## TO DO
It is required that the lines from the top of the listing through the line with "</trading-terminal>" be reproduced exactly, excluding pictures.

*** PROVIDED DATA

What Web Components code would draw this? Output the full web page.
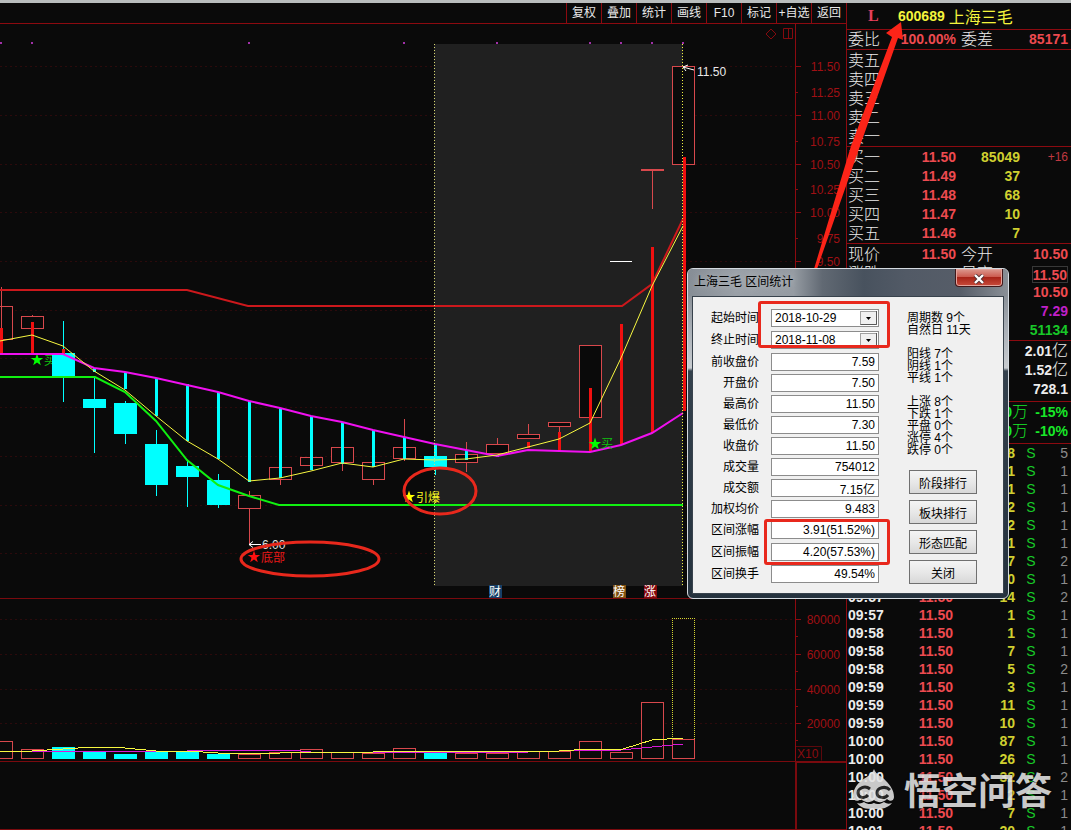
<!DOCTYPE html>
<html lang="zh-CN">
<head>
<meta charset="utf-8">
<meta name="viewport" content="width=device-width, initial-scale=1">
<title>600689 上海三毛</title>
<style>
  html, body { margin: 0; height: 100%; background: #0a0a0a; }
  body { overflow: hidden; font: 12px "Liberation Sans", "Noto Sans CJK SC", sans-serif; }
</style>
</head>
<body>
<trading-terminal>
  <tool-bar slot="tools"></tool-bar>
  <price-chart slot="charts"></price-chart>
  <volume-chart slot="charts"></volume-chart>
  <quote-panel slot="quote"></quote-panel>
  <callout-arrow slot="overlay"></callout-arrow>
  <range-dialog slot="overlay" heading="上海三毛 区间统计"></range-dialog>
  <water-mark slot="overlay">悟空问答</water-mark>
</trading-terminal>

<script>
const define = (name, render) => customElements.define(name, class extends HTMLElement {
  constructor() {
    super();
    this.attachShadow({ mode: 'open' }).innerHTML = render(this);
  }
});

/* Shell: chart column on the left, quotes on the right */
define('trading-terminal', () => `
<style>
  :host { display: grid; grid-template-columns: minmax(0, 1fr) 225px; height: 100vh; box-sizing: border-box;
    border-top: 3px solid #b9bdbd; position: relative; overflow: hidden; background: #0a0a0a; }
  .left { display: flex; flex-direction: column; min-height: 0; }
  .foot { flex: 1; display: flex; justify-content: flex-end; border-bottom: 1px solid #7a0a0e; }
  .foot div { width: 49px; border: 2px solid #7a0a0e; border-width: 1px 0 0 2px; }
  .right { min-height: 0; overflow: hidden; border-left: 1px solid #8c0a10; }
</style>
<main class="left">
  <slot name="tools"></slot>
  <slot name="charts"></slot>
  <div class="foot"><div></div></div>
</main>
<aside class="right"><slot name="quote"></slot></aside>
<slot name="overlay"></slot>`);

define('tool-bar', () => `
<style>
  :host { display: flex; justify-content: flex-end; height: 20px; border-bottom: 1px solid #8c0a10; }
  button { all: unset; box-sizing: border-box; width: 35px; height: 20px; border-left: 1px solid #8c0a10;
    color: #e8e8e8; font-size: 12px; line-height: 20px; text-align: center; white-space: nowrap; cursor: pointer; }
</style>
${['复权', '叠加', '统计', '画线', 'F10', '标记', '+自选', '返回'].map(t => `<button type="button">${t}</button>`).join('')}`);

/* Shared drawing helpers */
const RED = '#d8484c', CYAN = '#00ffff';
const X = i => 1 + 31 * i;
const line = (x1, y1, x2, y2, c, w = 1, extra = '') =>
  `<line x1="${x1}" y1="${y1}" x2="${x2}" y2="${y2}" stroke="${c}" stroke-width="${w}" ${extra}/>`;
const poly = (pts, c, w) => `<polyline points="${pts}" fill="none" stroke="${c}" stroke-width="${w}"/>`;
const text = (x, y, t, c, anchor = 'start') => `<text x="${x}" y="${y}" fill="${c}" text-anchor="${anchor}">${t}</text>`;
const star = (x, y, c) => {
  let p = '';
  for (let k = 0; k < 10; k++) {
    const r = k % 2 ? 2.6 : 6.5, a = -Math.PI / 2 + k * Math.PI / 5;
    p += (x + r * Math.cos(a)).toFixed(1) + ',' + (y + r * Math.sin(a)).toFixed(1) + ' ';
  }
  return `<polygon points="${p}" fill="${c}"/>`;
};
const dots = 'stroke-dasharray="2 3" shape-rendering="crispEdges"';
const body = (i, top, bottom, kind) => kind === 'down'
  ? `<rect x="${X(i) - 11}" y="${top}" width="23" height="${bottom - top}" fill="${CYAN}"/>`
  : `<rect x="${X(i) - 10.5}" y="${top + 0.5}" width="22" height="${bottom - top}" fill="#0a0a0a" stroke="${RED}"/>`;
const chartStyle = `<style>
  :host { display: block; border-bottom: 1px solid #7a0a0e; }
  svg { display: block; width: 100%; height: auto; font-size: 12px; }
</style>`;

/* index, body top, body bottom, wick top, wick bottom, kind */
const candles = [
  [0, 306, 339, 287, 306, 'up'], [1, 316, 328, 315, 328, 'up'], [2, 353, 376, 321, 402, 'down'],
  [3, 399, 408, 377, 453, 'down'], [4, 403, 434, 401, 444, 'down'], [5, 444, 485, 430, 496, 'down'],
  [6, 466, 477, 460, 507, 'down'], [7, 480, 505, 474, 508, 'down'], [8, 495, 508, 491, 544, 'up'],
  [9, 467, 479, 467, 485, 'up'], [10, 457, 465, 457, 465, 'up'], [11, 447, 462, 447, 471, 'up'],
  [12, 462, 479, 462, 485, 'up'], [13, 447, 458, 419, 461, 'up'], [14, 456, 467, 456, 475, 'down'],
  [15, 454, 462, 442, 472, 'up'], [16, 444, 453, 438, 453, 'up'], [17, 434, 438, 424, 438, 'up'],
  [18, 422, 426, 422, 432, 'up'], [19, 345, 417, 345, 417, 'up'], [22, 66, 164, 66, 164, 'up']
];
const cyanSticks = [[3, 368, 372], [4, 372, 389], [5, 378, 416], [6, 384, 441], [7, 392, 459], [8, 401, 482],
  [9, 408, 478], [10, 416, 470], [11, 422, 464], [12, 430, 467], [13, 437, 459], [14, 444, 459], [15, 450, 460], [16, 455, 457]];
const redSticks = [[0, 328, 355], [1, 322, 354], [2, 349, 355], [17, 442, 448], [18, 432, 451], [19, 388, 451],
  [20, 324, 445], [21, 247, 433], [22, 157, 411]];
const priceTicks = [['11.50', 66], ['11.25', 92], ['11.00', 115], ['10.75', 141], ['10.50', 164], ['10.25', 189],
  ['10.00', 212], ['9.75', 238], ['9.50', 261]];

define('price-chart', () => {
  const grid = [66, 115, 164, 212, 261, 310, 358, 407, 456, 505, 553]
    .map(y => line(0, y + .5, 795, y + .5, '#2c0a0c', 1, dots)).join('');
  const wicks = candles.map(([i, t, b, wt, wb, k]) => {
    const c = k === 'up' ? RED : CYAN, x = X(i) + .5;
    return line(x, wt, x, t, c) + line(x, b, x, wb, c);
  }).join('');
  const stick = c => ([i, t, b]) => line(X(i) + (i === 22 ? 1.5 : .5), t, X(i) + (i === 22 ? 1.5 : .5), b, c, 3);
  const badge = (x, t, c) => `<rect x="${x}" y="585" width="13" height="13" fill="${c}"/>` + text(x + 6, 596, t, '#fff', 'middle');
  return `${chartStyle}
<svg viewBox="0 24 846 574" role="img" aria-label="日K线">
  ${grid}
  <rect x="434" y="44" width="249" height="542" fill="#222" fill-opacity=".94"/>
  ${[1, 32, 249, 404, 497, 590, 621, 652, 683].map(x => `<rect x="${x - 1}" y="42" width="2" height="2" fill="#a030a8"/>`).join('')}
  ${line(795.5, 24, 795.5, 598, '#8c0a10')}
  ${priceTicks.map(([t, y], i) => line(796, y + .5, i % 2 ? 798 : 801, y + .5, '#8c0a10') + text(840, y + 5, t, '#a01014', 'end')).join('')}
  <path d="M771 29l5 5-5 5-5-5z M783.500 28.500h9v10h-9z M788.500 28.500v10" fill="none" stroke="#840a0e"/>
  ${star(37, 360, '#00ff00')}${text(44, 365, '买', '#10c010')}
  ${candles.map(([i, t, b, , , k]) => body(i, t, b, k)).join('')}
  ${wicks}
  ${line(610, 261.5, 632, 261.5, '#fff')}
  ${line(641, 170, 664, 170, RED, 2)}${line(652.5, 170, 652.5, 209, RED)}
  ${cyanSticks.map(stick(CYAN)).join('')}${redSticks.map(stick('#f01010')).join('')}
  ${poly('0,290 187,290 248,306 622,306 652,284 683,219', '#cc181c', 2)}
  ${poly('0,354 63,354 94,368 125,372 156,378 187,385 218,392 249,401 280,408 311,416 342,422 373,430 404,437 435,444 466,450 497,456 528,450 559,451 590,452 621,445 652,433 683,413', '#f010f0', 2)}
  ${poly('0,377 95,377 125,392 156,421 187,460 218,485 249,496 279,505 683,505', '#10f010', 2)}
  ${poly('0,341 32,335 63,346 94,371 125,390 156,416 187,441 218,459 249,481 280,478 311,471 342,463 373,467 404,459 435,460 466,459 497,455 528,447 559,439 590,423 621,358 652,286 683,226', '#f8f840', 1)}
  <g shape-rendering="crispEdges">
    ${line(434.5, 44, 434.5, 586, '#d8d870', 1, 'stroke-dasharray="1 2"')}
    ${line(682.5, 44, 682.5, 586, '#f0f040', 1, 'stroke-dasharray="1 2"')}
  </g>
  ${star(595, 444, '#00ff00')}${text(601, 448, '买', '#10c010')}
  ${star(409, 497, '#ffff00')}${text(416, 502, '引爆', '#f8f820')}
  ${star(254, 557, '#ff1010')}${text(261, 562, '底部', '#e81818')}
  ${text(262, 549, '6.00', '#e0e0e0')}${text(697, 76, '11.50', '#e8e8e8')}
  <path d="M261 544.500h-12m4-3l-4 3 4 3M694 70l-11-3m5-2l-5 2 3 4" fill="none" stroke="#fff"/>
  ${badge(489, '财', '#163f68')}${badge(613, '榜', '#80500f')}${badge(644, '涨', '#85080c')}
  <g fill="none" stroke="#e8281c" stroke-width="3">
    <ellipse cx="310" cy="559" rx="69" ry="17"/><ellipse cx="440" cy="491" rx="36" ry="23"/>
  </g>
</svg>`;
});

/* index, top of bar, kind */
const volumes = [[0, 741, 'up'], [1, 749, 'up'], [2, 747, 'down'], [3, 751, 'down'], [4, 754, 'down'], [5, 752, 'down'],
  [6, 752, 'down'], [7, 754, 'down'], [8, 754, 'up'], [9, 752, 'up'], [10, 749, 'up'], [11, 752, 'up'], [12, 753, 'up'],
  [13, 748, 'up'], [14, 753, 'down'], [15, 753, 'up'], [16, 753, 'up'], [17, 751, 'up'], [18, 751, 'up'], [19, 741, 'up'],
  [20, 752, 'up'], [21, 702, 'up'], [22, 739, 'up']];

define('volume-chart', () => `${chartStyle}
<svg viewBox="0 599 846 162" role="img" aria-label="成交量">
  ${[['80000', 619], ['60000', 654], ['40000', 689], ['20000', 723]].map(([t, y]) =>
    line(0, y + .5, 795, y + .5, '#2c0a0c', 1, dots) + line(796, y + .5, 801, y + .5, '#8c0a10')
    + line(796, y + 17.5, 798, y + 17.5, '#8c0a10') + text(840, y + 5, t, '#a01014', 'end')).join('')}
  ${line(795.5, 599, 795.5, 761, '#8c0a10')}
  ${text(797, 758, 'X10', '#8c0a10')}
  <path d="M796 746.500h25.500v14" fill="none" stroke="#5c080c"/>
  ${volumes.map(([i, t, k]) => body(i, t, k === 'up' ? 758 : 759, k)).join('')}
  <path d="M672.500 739V618.500h22V739" fill="none" stroke="#d4d430" stroke-dasharray="1 1" shape-rendering="crispEdges"/>
  <g shape-rendering="crispEdges">
  ${poly('0,752 32,751 94,751 156,752 218,750 290,750 311,752 404,752 528,752 590,750 621,750 652,747 683,744', '#d818d8', 1)}
  ${poly('0,751 32,751 63,749 94,747 125,748 156,751 187,751 218,753 280,753 311,752 373,752 404,751 559,751 590,749 623,749 652,740 683,738', '#f8f840', 1)}
  </g>
</svg>`);

const num = (t, c) => `<b style="color:${c}">${t}</b>`;
const PINK = '#ee4a50', YEL = '#d0d030', GRN = '#18c828', WHT = '#ececec';
define('quote-panel', () => {
  const sells = ['五', '四', '三', '二', '一'].map(n => `<tr><th scope="row">卖${n}</th><td></td><td></td><td></td></tr>`).join('');
  const buys = [['一', '11.50', '85049', '+16'], ['二', '11.49', '37', ''], ['三', '11.48', '68', ''], ['四', '11.47', '10', ''], ['五', '11.46', '7', '']]
    .map(([n, p, v, d]) => `<tr><th scope="row">买${n}</th><td>${num(p, PINK)}</td><td>${num(v, YEL)}</td><td class="diff">${d}</td></tr>`).join('');
  const facts = [['现价', '11.50', '今开', '10.50', PINK], ['涨跌', '', '最高', '11.50', PINK], ['', '', '', '10.50', PINK], ['', '', '', '7.29', '#c020c8'], ['', '', '', '51134', GRN]]
    .map(([a, p, b, v, c], i) => `<tr><th scope="row">${a}</th><td>${num(p, PINK)}</td><th class="second">${b}</th><td class="${i === 1 ? 'box' : ''}">${num(v, c)}</td></tr>`).join('');
  const ticks = [['', '', 8, 5], ['', '', 1, 1], ['', '', 1, 1], ['', '', 2, 1], ['', '', 2, 1], ['', '', 1, 1], ['', '', 7, 2], ['', '', 10, 1],
    ['09:57', '11.50', 14, 2], ['09:57', '11.50', 1, 1], ['09:58', '11.50', 1, 1], ['09:58', '11.50', 7, 1], ['09:58', '11.50', 5, 2],
    ['09:59', '11.50', 3, 1], ['09:59', '11.50', 11, 1], ['09:59', '11.50', 10, 1], ['10:00', '11.50', 87, 1], ['10:00', '11.50', 26, 1],
    ['10:00', '11.50', 32, 2], ['10:00', '11.50', 2, 1], ['10:00', '11.50', 7, 1], ['10:01', '11.50', 20, 1]]
    .map(([t, p, v, n]) => `<tr><td class="time">${num(t, WHT)}</td><td>${num(p, PINK)}</td><td>${num(v, YEL)}</td><td class="side">S</td><td class="count">${n}</td></tr>`).join('');
  return `
<style>
  :host { display: block; font-size: 14px; color: ${WHT}; }
  header { display: flex; align-items: center; gap: 4px; height: 26px; padding-left: 21px; color: #f4f43c; font-size: 16px; }
  header i { width: 26px; font: bold 16px "Liberation Serif", serif; color: #e8405c; }
  header b { font-size: 14px; }
  table { width: 100%; table-layout: fixed; border-collapse: separate; border-spacing: 0; border-top: 1px solid #8c0a10; padding: 1px 3px 0 1px; }
  .ratio { padding-top: 0; }
  .sums, .flow { padding-bottom: 2px; }
  .ticks { padding-top: 0; }
  td, th { padding: 0; height: 19px; line-height: 19px; text-align: right; white-space: nowrap; }
  th { font-size: 16px; font-weight: 300; text-align: left; }
  .second { padding-left: 5px; }
  .diff { color: #c03840; font-size: 12px; }
  .box b { display: inline-block; height: 15px; line-height: 16px; border: 1px solid #383838; vertical-align: middle; }
  .sums span, .flow span { font-size: 16px; font-weight: 300; line-height: 1px; }
  .flow { color: #18e828; }
  .ticks td { height: 18px; line-height: 18px; }
  .ticks .time { text-align: left; }
  .ticks .side { color: #18c828; text-align: center; }
  .count { color: #8c8c8c; }
</style>
<header><i>L</i><b>600689</b><span>上海三毛</span></header>
<table class="ratio"><colgroup><col width="47"><col width="61"><col width="37"><col></colgroup>
  <tr><th scope="row">委比</th><td>${num('100.00%', PINK)}</td><th class="second">委差</th><td>${num('85171', PINK)}</td></tr></table>
<table><colgroup><col width="47"><col width="61"><col width="64"><col></colgroup>${sells}</table>
<table><colgroup><col width="47"><col width="61"><col width="64"><col></colgroup>${buys}</table>
<table><colgroup><col width="47"><col width="61"><col width="37"><col></colgroup>${facts}</table>
<table class="sums"><tr><td><b>2.01</b><span>亿</span></td></tr><tr><td><b>1.52</b><span>亿</span></td></tr><tr><td><b>728.1</b></td></tr></table>
<table class="flow"><colgroup><col><col width="40"></colgroup>
  <tr><td><b>0</b><span>万</span></td><td><b>-15%</b></td></tr><tr><td><b>0</b><span>万</span></td><td><b>-10%</b></td></tr></table>
<table class="ticks"><colgroup><col width="45"><col width="60"><col width="62"><col width="32"><col></colgroup>${ticks}</table>`;
});

define('range-dialog', host => {
  const combo = (id, l, v) => `<div class="row"><label for="${id}">${l}</label><select id="${id}"><option>${v}</option></select></div>`;
  const field = ([l, v]) => `<div class="row"><label for="f${l}">${l}</label><input id="f${l}" value="${v}" readonly></div>`;
  return `
<style>
  :host { position: absolute; top: 265px; right: 62px; width: 322px; height: 331px; box-sizing: border-box; display: flex; flex-direction: column;
    border: 1px solid #d4dae0; border-radius: 6px; padding: 0 4px 4px; color: #000; overflow: hidden;
    background: linear-gradient(#727980 0, #a9afb6 60px, #c8ccd0 99px, #34414d 102px, #25323e 100%); }
  .title { height: 27px; margin: 0 -4px; padding: 0 5px 0 6px; display: flex; justify-content: space-between;
    background: linear-gradient(90deg, #868d95, #9aa0a7 15%, #959ba2 33%, #616973 42%, #48525e 55%, #525a66 68%, #565d68 85%, #8a9097); }
  h2 { margin: 0; font-size: 12px; font-weight: 400; line-height: 27px; text-shadow: 0 0 6px #c4c8cc; }
  .close { all: unset; width: 46px; height: 17px; border: 1px solid #40181a; border-top: 0; border-radius: 0 0 4px 4px;
    background: linear-gradient(#dc9a90, #cc5c50 45%, #a82418 50%, #c84c3c); box-shadow: inset 0 0 0 1px #e4a49c; }
  .close svg { display: block; margin: 3px auto 0; }
  .client { flex: 1; display: flex; gap: 28px; background: #f0f0f0; border: 1px solid #38424c; padding: 12px 0 0; box-sizing: border-box; }
  .row { display: flex; gap: 12px; height: 21px; align-items: flex-start; }
  .wide .row { height: 22px; }
  label { width: 66px; text-align: right; line-height: 19px; }
  input, select { box-sizing: border-box; width: 108px; height: 18px; margin: 0; padding: 0 3px; border: 1px solid #8c8c8c; border-radius: 0;
    background: #fff; color: #000; font: 12px/16px "Liberation Sans", "Noto Sans CJK SC", sans-serif; text-align: right; outline: 0; }
  select { appearance: none; text-align: left;
    background: url('data:image/svg+xml,<svg xmlns="http://www.w3.org/2000/svg" width="17" height="14"><rect x=".5" y=".5" width="16" height="13" fill="%23f0f0f0" stroke="%23a0a0a0"/><path d="M.5 13.500h16V0" fill="none" stroke="%23585858"/><path d="M6 6h5L8.500 9z"/></svg>') right 1px center no-repeat #fff; }
  .side { display: flex; flex-direction: column; padding-top: 3px; }
  .side p { margin: 0 0 12px; line-height: 12px; white-space: pre-line; }
  .actions { margin: 2px 0 0 2px; display: grid; gap: 6px; }
  .actions button { box-sizing: border-box; width: 68px; height: 24px; padding: 0; border: 1px solid #707070; border-radius: 0;
    background: linear-gradient(#f4f4f4, #e8e8e8 50%, #d8d8d8); font: 12px "Liberation Sans", "Noto Sans CJK SC", sans-serif; color: #000; }
  .mark { position: absolute; box-sizing: border-box; border: 3px solid #e8281c; border-radius: 3px; pointer-events: none; }
  .dates { left: 70px; top: 32px; width: 132px; height: 47px; }
  .range { left: 76px; top: 250px; width: 126px; height: 46px; }
</style>
<div class="title"><h2>${host.getAttribute('heading')}</h2>
  <button class="close" type="button" aria-label="关闭窗口"><svg width="12" height="10" viewBox="0 0 12 10"><path d="M2 1l8 8M10 1l-8 8" stroke="#503034" stroke-width="4"/><path d="M2 1l8 8M10 1l-8 8" stroke="#fff" stroke-width="2.400"/></svg></button></div>
<div class="client">
  <form>
    <div class="wide">${combo('from', '起始时间', '2018-10-29')}${combo('to', '终止时间', '2018-11-08')}</div>
    <div>${[['前收盘价', '7.59'], ['开盘价', '7.50'], ['最高价', '11.50'], ['最低价', '7.30'], ['收盘价', '11.50'], ['成交量', '754012'], ['成交额', '7.15亿'], ['加权均价', '9.483']].map(field).join('')}</div>
    <div class="wide">${[['区间涨幅', '3.91(51.52%)'], ['区间振幅', '4.20(57.53%)'], ['区间换手', '49.54%']].map(field).join('')}</div>
  </form>
  <div class="side">
    <p>周期数 9个\n自然日 11天</p>
    <p>阳线 7个\n阴线 1个\n平线 1个</p>
    <p>上涨 8个\n下跌 1个\n平盘 0个\n涨停 4个\n跌停 0个</p>
    <div class="actions">${['阶段排行', '板块排行', '形态匹配', '关闭'].map(t => `<button type="button">${t}</button>`).join('')}</div>
  </div>
</div>
<div class="mark dates"></div><div class="mark range"></div>`;
});

define('callout-arrow', () => `
<style>
  :host { position: absolute; top: 19px; right: 166px; width: 92px; height: 247px; pointer-events: none; }
  svg { display: block; }
</style>
<svg width="92" height="247" viewBox="813 22 92 247" aria-hidden="true">
  <path d="M901 22L886 33l6 4L851 146 814 269h3L860 146 898 38l5 2z" fill="#fc2418"/>
</svg>`);

define('water-mark', () => `
<style>
  :host { position: absolute; right: 19px; bottom: 19px; display: flex; align-items: center; gap: 8px; color: #e4e4e4; opacity: .88;
    font: 700 37px/44px "Noto Sans CJK SC", sans-serif; pointer-events: none; text-shadow: 0 0 2px #000; }
</style>
<svg width="44" height="42" viewBox="0 0 44 42" aria-hidden="true">
  <path d="M22 1c2 6 8 7 12 12 4 4 8 9 8 16 0 4-4 5-7 2-4 4-9 4-13 1-4 3-9 3-13-1-3 3-8 2-8-2C1 22 4 17 9 13c5-4 11-6 13-12z" fill="#e4e4e4"/>
  <path d="M5 35c3 1 5 0 7-1 4 3 8 2 10 1 3 2 7 1 10-1 3 2 5 2 8 1-4 5-9 6-18 6S9 40 5 35z" fill="#e4e4e4"/>
  <path d="M18 21c-5-4-12-1-12 4s7 6 10 2M38 22c-5-5-13-2-13 3s8 6 11 2" fill="none" stroke="#282828" stroke-width="3"/>
</svg>
<slot></slot>`);
</script>
</body>
</html>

******

## RESULT OF THE EXERCISE
What Web Components code would draw this? Output the full web page.
<!DOCTYPE html>
<html lang="zh-CN">
<head>
<meta charset="utf-8">
<meta name="viewport" content="width=device-width, initial-scale=1">
<title>600689 上海三毛</title>
<style>
  html, body { margin: 0; height: 100%; background: #0a0a0a; }
  body { overflow: hidden; font: 12px "Liberation Sans", "Noto Sans CJK SC", sans-serif; }
</style>
</head>
<body>
<trading-terminal>
  <tool-bar slot="tools"></tool-bar>
  <price-chart slot="charts"></price-chart>
  <volume-chart slot="charts"></volume-chart>
  <quote-panel slot="quote"></quote-panel>
  <callout-arrow slot="overlay"></callout-arrow>
  <range-dialog slot="overlay" heading="上海三毛 区间统计"></range-dialog>
  <water-mark slot="overlay">悟空问答</water-mark>
</trading-terminal>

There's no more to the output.